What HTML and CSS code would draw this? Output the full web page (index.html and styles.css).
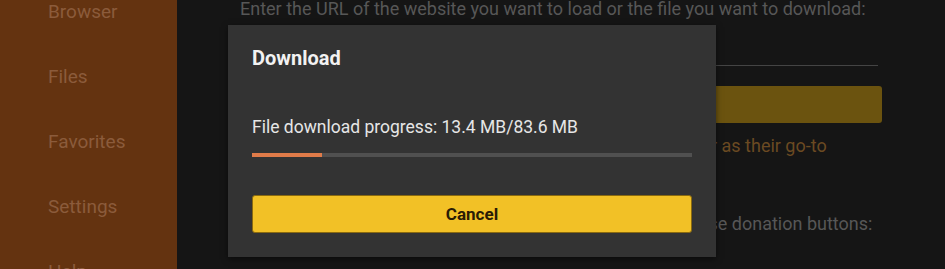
FILE: index.html
```html
<!DOCTYPE html>
<html lang="en">
<head>
    <meta charset="UTF-8">
    <meta name="viewport" content="width=device-width, initial-scale=1.0">
    <title>Downloader</title>
    <link rel="stylesheet" href="styles.css">
</head>
<body>
    <div class="app">
        <nav class="sidebar">
            <ul class="nav-list">
                <li>Browser</li>
                <li>Files</li>
                <li>Favorites</li>
                <li>Settings</li>
                <li>Help</li>
            </ul>
        </nav>

        <main class="main">
            <p class="hint">Enter the URL of the website you want to load or the file you want to download:</p>
            <div class="url-input"></div>
            <div class="go-button"></div>
            <p class="note">Millions of users around the world now use this Downloader as their go-to</p>
            <p class="hint donate">If you want to support this app and its developers, please use donation buttons:</p>
        </main>

        <div class="dialog">
            <h2 class="dialog-title">Download</h2>
            <p class="dialog-text">File download progress: 13.4 MB/83.6 MB</p>
            <div class="progress">
                <div class="progress-fill" style="width: 16%"></div>
            </div>
            <button class="cancel-btn">Cancel</button>
        </div>
    </div>
</body>
</html>
```

FILE: styles.css
```css
html, body {
    margin: 0;
    padding: 0;
    height: 100%;
    overflow: hidden;
}
body {
    font-family: Roboto, "Liberation Sans", Arial, sans-serif;
    background-color: #151515;
}
.app {
    display: flex;
    height: 269px;
    position: relative;
}
.sidebar {
    width: 177px;
    flex-shrink: 0;
    background-color: #643310;
    overflow: hidden;
}
.nav-list {
    list-style: none;
    margin: -21px 0 0 0;
    padding: 0 0 0 48px;
}
.nav-list li {
    font-size: 19px;
    line-height: 65px;
    color: #8b5b3b;
}
.main {
    flex: 1;
    padding-left: 63px;
    overflow: hidden;
}
.hint {
    margin: 0;
    font-size: 18px;
    line-height: 18px;
    color: #575757;
    white-space: nowrap;
}
.url-input {
    width: 638px;
    height: 29px;
    border-bottom: 1px solid #444;
    margin-top: 18px;
}
.go-button {
    width: 642px;
    height: 37px;
    margin-top: 20px;
    background-color: #6b530f;
    border-radius: 3px;
}
.note {
    margin: 12px 0 0 0;
    font-size: 18px;
    line-height: 21px;
    color: #6b4a22;
    white-space: nowrap;
}
.donate {
    margin-top: 59px;
}
.dialog {
    position: absolute;
    left: 228px;
    top: 25px;
    width: 440px;
    height: 188px;
    padding: 21px 24px 23px 24px;
    background-color: #333333;
    box-shadow: 0 2px 6px rgba(0, 0, 0, 0.5);
}
.dialog-title {
    margin: 0;
    font-size: 20px;
    line-height: 24px;
    font-weight: bold;
    color: #f2f2f2;
}
.dialog-text {
    margin: 47px 0 0 0;
    font-size: 17.5px;
    line-height: 20px;
    color: #e6e6e6;
}
.progress {
    margin-top: 16px;
    height: 4px;
    background-color: #505050;
}
.progress-fill {
    height: 100%;
    background-color: #e07b49;
}
.cancel-btn {
    display: block;
    width: 100%;
    height: 38px;
    margin-top: 38px;
    border: 1px solid #8a6a10;
    border-radius: 3px;
    background-color: #f2c126;
    font-family: Roboto, "Liberation Sans", Arial, sans-serif;
    font-size: 17px;
    font-weight: bold;
    color: #2a1c05;
}
```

■ ■ ■

Read through the lines above and collect those that contain the string "this".

What HTML and CSS code would draw this? Output the full web page (index.html and styles.css).
            <p class="note">Millions of users around the world now use this Downloader as their go-to</p>
            <p class="hint donate">If you want to support this app and its developers, please use donation buttons:</p>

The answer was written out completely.